The Russian boss of a Vladivostok decorating company that employs scores of North Koreans said the amount of money seized from salaries had increased substantially over the past decade, rising to a current monthly rate of 50,000 rubles, or $841, from17,000 rubles a month in 2006. He said his highest-paid workers now lose half or more of their monthly salary through confiscation, while the leader of each construction squad of around 20 to 30 labourers takes an additional cut of about 20 per cent in return for finding painting jobs for his men.
The Russian asked that he not be named because he feared that Workers’ Party supervisors would punish his labourers or prevent them from working with him.
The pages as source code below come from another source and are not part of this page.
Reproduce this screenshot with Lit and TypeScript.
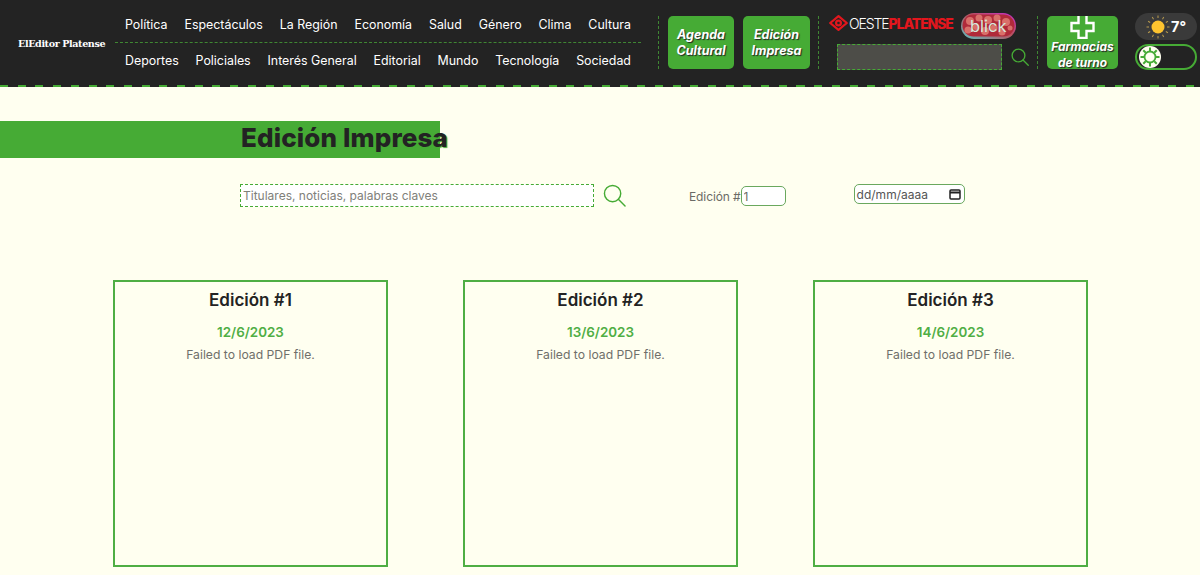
import { LitElement, html, css, svg } from 'lit';
import { customElement } from 'lit/decorators.js';

const rowOne = ['Política', 'Espectáculos', 'La Región', 'Economía', 'Salud', 'Género', 'Clima', 'Cultura'];
const rowTwo = ['Deportes', 'Policiales', 'Interés General', 'Editorial', 'Mundo', 'Tecnología', 'Sociedad'];

const editions = [
  { n: 1, date: '12/6/2023' },
  { n: 2, date: '13/6/2023' },
  { n: 3, date: '14/6/2023' },
];

const lens = (size: number, width: number) => html`
  <svg width=${size} height=${size} viewBox="0 0 24 24" fill="none" stroke="#46ab35" stroke-width=${width} stroke-linecap="round">
    <circle cx="10" cy="10" r="8.5"></circle>
    <path d="M16 16l7 7"></path>
  </svg>
`;

const eightRays = [0, 45, 90, 135, 180, 225, 270, 315];
const twelveRays = [0, 30, 60, 90, 120, 150, 180, 210, 240, 270, 300, 330];

// blobs of the blick pill, x / y / radius
const blobs = [
  [9, 8, 4], [18, 5, 3.5], [27, 7, 4], [36, 5, 3.5], [45, 9, 4],
  [7, 17, 3.5], [15, 14, 3], [24, 18, 4], [33, 15, 3.5], [41, 19, 3.5], [49, 15, 2.5],
];

@customElement('app-root')
export class AppRoot extends LitElement {
  static styles = css`
    :host {
      display: block;
      height: 575px;
      overflow: hidden;
      background: #fffff0;
      font-family: 'Inter', 'Liberation Sans', sans-serif;
    }

    .header {
      display: flex;
      height: 85px;
      background: #232323;
    }

    .stripe {
      height: 2px;
      background: repeating-linear-gradient(90deg, #46ab35 0 8px, #232323 8px 17.7px);
    }

    .brand {
      width: 115px;
      flex: none;
      box-sizing: border-box;
      padding: 37px 0 0 18px;
      font-family: 'DejaVu Serif', 'Liberation Serif', serif;
      font-weight: 700;
      font-size: 9.6px;
      letter-spacing: -0.4px;
      line-height: 13px;
      color: #fff;
      white-space: nowrap;
    }

    .nav {
      width: 526px;
      flex: none;
    }

    .nav-row {
      display: flex;
      justify-content: space-between;
      align-items: center;
      height: 36px;
      padding: 0 10px;
      margin-top: 6px;
      box-sizing: border-box;
      color: #fff;
      font-size: 12.4px;
      white-space: nowrap;
    }

    .nav-row + .nav-row {
      margin-top: 0;
      height: 35px;
      border-top: 1px dashed #3f8733;
    }

    .sep {
      flex: none;
      width: 0;
      height: 53px;
      margin-top: 16px;
      border-left: 1px dashed #3f8733;
    }

    .action {
      flex: none;
      display: flex;
      align-items: center;
      justify-content: center;
      text-align: center;
      height: 53px;
      margin-top: 16px;
      border-radius: 5px;
      background: #46ab35;
      color: #fff;
      font-weight: 700;
      font-style: italic;
      font-size: 12.5px;
      line-height: 16px;
      text-shadow: 1px 1px 1px #232323;
    }

    .agenda { width: 66px; margin-left: 9px; }
    .impresa { width: 67px; margin: 16px 8px 0 9px; }

    .partners {
      flex: none;
      width: 218px;
      padding: 0 0 0 10px;
      box-sizing: border-box;
    }

    .logos {
      display: flex;
      align-items: flex-start;
      height: 26px;
      margin-top: 13px;
    }

    .oeste {
      display: flex;
      align-items: center;
      gap: 1px;
      height: 20px;
      font-size: 14px;
      letter-spacing: -1.1px;
      font-weight: 300;
      color: #fff;
      white-space: nowrap;
    }

    .oeste b {
      color: #e3161d;
      font-weight: 800;
    }

    .blick {
      position: relative;
      width: 55px;
      height: 26px;
      margin-left: 8px;
      flex: none;
    }

    .blick span {
      position: absolute;
      inset: 0;
      text-align: center;
      line-height: 26px;
      font-size: 16.5px;
      font-weight: 400;
      color: #d5e8dc;
    }

    .top-search {
      display: flex;
      align-items: center;
      gap: 9px;
      margin: 5px 0 0 8px;
    }

    .top-search .box {
      width: 165px;
      height: 26px;
      box-sizing: border-box;
      background: #4d4d48;
      border: 1px dashed #46ab35;
    }

    .pharmacy {
      position: relative;
      width: 71px;
      margin-left: 9px;
      padding-top: 25px;
      box-sizing: border-box;
      line-height: 16px;
      font-size: 12px;
    }

    .pharmacy svg {
      position: absolute;
      top: -1px;
      left: 23px;
    }

    .side {
      flex: none;
      width: 62px;
      margin-left: 17px;
    }

    .weather {
      display: flex;
      align-items: center;
      height: 27px;
      margin-top: 13px;
      padding-left: 11px;
      gap: 1px;
      box-sizing: border-box;
      border-radius: 14px;
      background: #3a3a3a;
      color: #fff;
      font-size: 14.5px;
      font-weight: 700;
    }

    .toggle {
      display: flex;
      align-items: center;
      height: 26px;
      margin-top: 4px;
      padding-left: 2px;
      box-sizing: border-box;
      border: 2px solid #46ab35;
      border-radius: 13px;
    }

    .banner {
      margin-top: 34px;
      width: 440px;
      height: 37px;
      box-sizing: border-box;
      padding-left: 241px;
      background: #46ab35;
      color: #232323;
      font-size: 26px;
      font-weight: 800;
      line-height: 33px;
      white-space: nowrap;
      text-shadow: 1px 1px 1px #46ab35;
      letter-spacing: 0.13px;
    }

    .filters {
      display: flex;
      align-items: flex-start;
      margin: 26px 0 0 240px;
      height: 23px;
      font-size: 12px;
      color: #6b6b66;
    }

    .query {
      flex: none;
      width: 354px;
      height: 23px;
      box-sizing: border-box;
      padding: 0 2px;
      border: 1px dashed #46ab35;
      background: #fff;
      font: inherit;
      color: inherit;
      outline: none;
    }

    .query::placeholder {
      color: #80807a;
      opacity: 1;
    }

    .go {
      flex: none;
      margin-left: 9px;
      height: 23px;
    }

    .label {
      display: flex;
      align-items: center;
      margin: 2px 0 0 63px;
      height: 20px;
      letter-spacing: -0.1px;
    }

    .num {
      width: 45px;
      height: 20px;
      box-sizing: border-box;
      padding: 0 2px;
      border: 1.5px solid #6aa85e;
      border-radius: 5px;
      background: #fff;
      font: inherit;
      color: inherit;
      outline: none;
    }

    .date {
      display: flex;
      align-items: center;
      justify-content: space-between;
      width: 111px;
      height: 20px;
      margin-left: 68px;
      padding: 0 3px 0 2px;
      box-sizing: border-box;
      border: 1.5px solid #6aa85e;
      border-radius: 5px;
      background: #fff;
      color: #555;
    }

    .cards {
      display: flex;
      gap: 75px;
      margin: 73px 0 0 113px;
    }

    .card {
      flex: none;
      width: 275px;
      height: 287px;
      box-sizing: border-box;
      border: 2px solid #4fae44;
      text-align: center;
    }

    .card h3 {
      margin: 8px 0 0;
      font-size: 17px;
      line-height: 20px;
      font-weight: 600;
      color: #232323;
    }

    .card .when {
      margin-top: 14px;
      font-size: 13.4px;
      line-height: 16px;
      font-weight: 600;
      color: #4fae44;
    }

    .card .err {
      margin-top: 7px;
      font-size: 12.2px;
      line-height: 16px;
      color: #6f6f6a;
    }
  `;

  render() {
    return html`
      <div class="header">
        <div class="brand">ElEditor Platense</div>
        <div class="nav">
          <div class="nav-row">${rowOne.map((t) => html`<span>${t}</span>`)}</div>
          <div class="nav-row">${rowTwo.map((t) => html`<span>${t}</span>`)}</div>
        </div>
        <div class="sep" style="margin-left:17px"></div>
        <div class="action agenda"><span>Agenda<br />Cultural</span></div>
        <div class="action impresa"><span>Edición<br />Impresa</span></div>
        <div class="sep"></div>
        <div class="partners">
          <div class="logos">
            <div class="oeste">
              <svg width="19" height="16" viewBox="0 0 19 16" fill="none" stroke="#e3161d" stroke-linejoin="round">
                <path d="M1.200 8L9.500 1.200 17.800 8 9.500 14.800z" stroke-width="2.200"></path>
                <circle cx="9.500" cy="8" r="2.400" stroke-width="2.200"></circle>
              </svg>
              <span>OESTE<b>PLATENSE</b></span>
            </div>
            <div class="blick">
              <svg width="55" height="26" viewBox="0 0 55 26">
                <defs>
                  <linearGradient id="rim" x1="0" y1="1" x2="1" y2="0">
                    <stop offset="0" stop-color="#5fc0c0"></stop>
                    <stop offset="0.55" stop-color="#b8505e"></stop>
                    <stop offset="1" stop-color="#c92fd0"></stop>
                  </linearGradient>
                </defs>
                <rect width="55" height="26" rx="13" fill="url(#rim)"></rect>
                <rect x="1.500" y="1.500" width="52" height="22" rx="11" fill="#b02a3a"></rect>
                ${blobs.map(([x, y, r]) => svg`<circle cx=${x} cy=${y} r=${r} fill="#d9706a"></circle>`)}
              </svg>
              <span>blick</span>
            </div>
          </div>
          <div class="top-search">
            <div class="box"></div>
            ${lens(18, 1.8)}
          </div>
        </div>
        <div class="sep"></div>
        <div class="action pharmacy">
          <svg width="25" height="24" viewBox="0 0 25 24" fill="none" stroke="#fff" stroke-width="2.400">
            <path d="M8.500 1v7H1.500v8h7v7h8v-7h7V8h-7V1"></path>
          </svg>
          <span>Farmacias<br />de turno</span>
        </div>
        <div class="side">
          <div class="weather">
            <svg width="24" height="24" viewBox="0 0 24 24">
              <circle cx="12" cy="12" r="6.500" fill="#fdc32f"></circle>
              ${twelveRays.map(
                (a) => svg`<path d="M12 0.500V3" stroke="#b89a4e" stroke-width="1" transform="rotate(${a} 12 12)"></path>`
              )}
            </svg>
            <span>7°</span>
          </div>
          <div class="toggle">
            <svg width="22" height="22" viewBox="0 0 22 22">
              <circle cx="11" cy="11" r="11" fill="#fffff0"></circle>
              <circle cx="11" cy="11" r="5.500" fill="none" stroke="#46ab35" stroke-width="1.800"></circle>
              ${eightRays.map(
                (a) => svg`<path d="M11 1.500V5" stroke="#46ab35" stroke-width="2" transform="rotate(${a} 11 11)"></path>`
              )}
            </svg>
          </div>
        </div>
      </div>
      <div class="stripe"></div>

      <div class="banner">Edición Impresa</div>

      <div class="filters">
        <input class="query" placeholder="Titulares, noticias, palabras claves" />
        <div class="go">${lens(23, 1.5)}</div>
        <div class="label">Edición #<input class="num" value="1" /></div>
        <div class="date">
          <span>dd/mm/aaaa</span>
          <svg width="12" height="12" viewBox="0 0 12 12" fill="none" stroke="#222" stroke-width="1.500">
            <rect x="1" y="2" width="10" height="9" rx="1"></rect>
            <path d="M1 4.500h10" stroke-width="2"></path>
          </svg>
        </div>
      </div>

      <div class="cards">
        ${editions.map(
          (e) => html`
            <div class="card">
              <h3>Edición #${e.n}</h3>
              <div class="when">${e.date}</div>
              <div class="err">Failed to load PDF file.</div>
            </div>
          `
        )}
      </div>
    `;
  }
}
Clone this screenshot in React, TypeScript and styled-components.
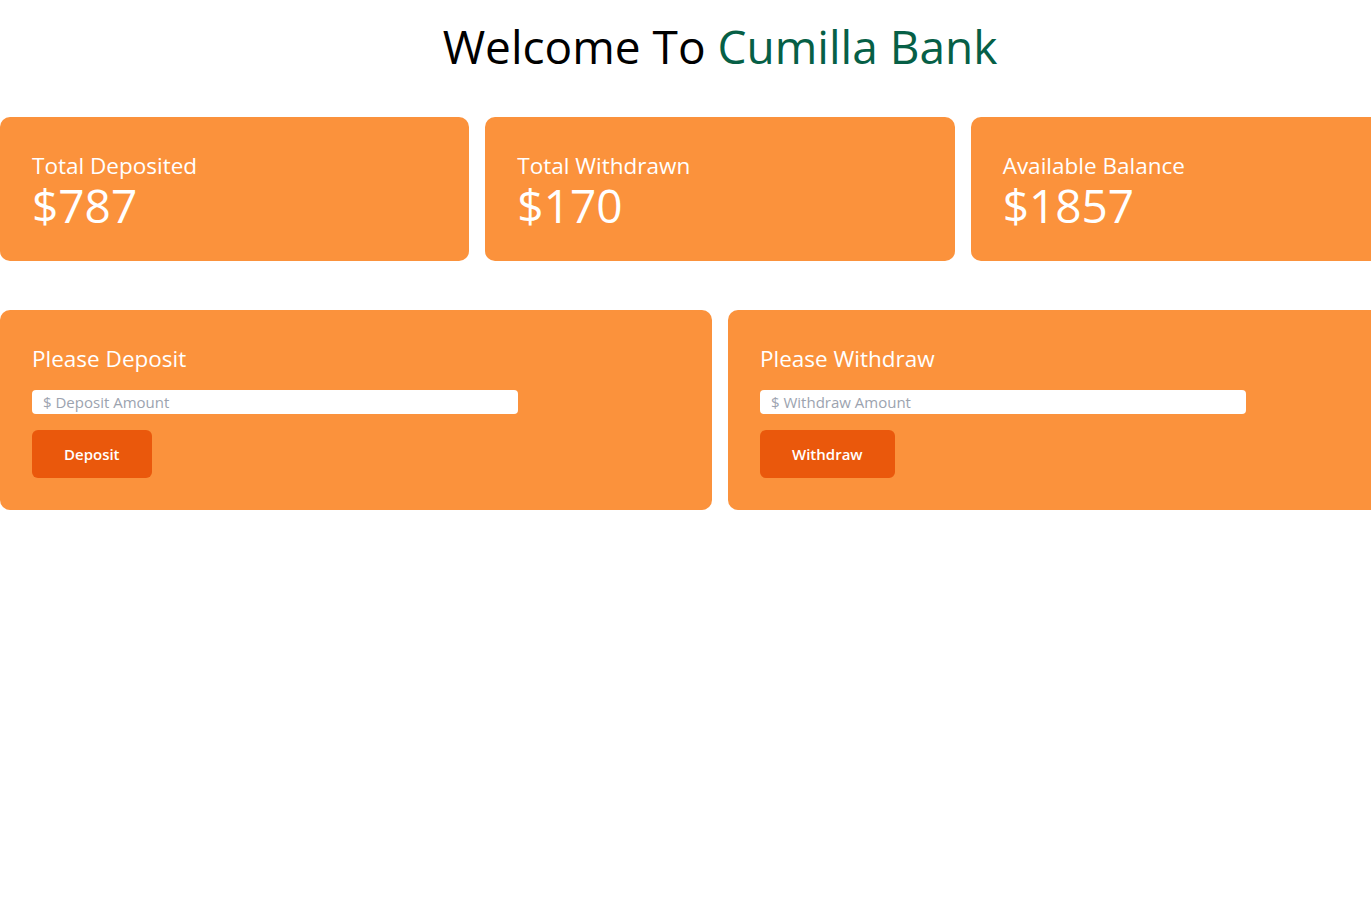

The increased rate of confiscation followed a sharp fall in the value of the ruble against the dollar, a troubling development for a regime that wants dollars.
But the jacking up of the amount of rubles seized more than compensated for the ruble’s fall, reflecting Pyongyang’s desperate hunt for more cash since Kim Jong Un took power in December 2011 and ramped up North Korea’s missile and nuclear programs.
International sanctions and a Chinese ban on imports of North Korean coal in February after a series of missile tests have steadily squeezed Pyongyang’s other sources of foreign revenue. That has left the export of labour, along with a string of state-run restaurants and other small businesses in Vladivostok and elsewhere, as one of the regime’s shrinking list of ways to generate hard currency.
The Russian boss said North Koreans work “crazily long hours” without complaint and call him at 6 a.m., even on weekends, if he has not yet shown up to tell them what to paint or plaster. “They don’t take holidays. They eat, work and sleep and nothing else. And they don’t sleep much,” he said. “They are basically in the situation of slaves.”
All the same, he added, North Koreans still want to work in Russia, where, despite the hardships and confiscation of a big chunk of their wages, they can live better and freer than they do at home.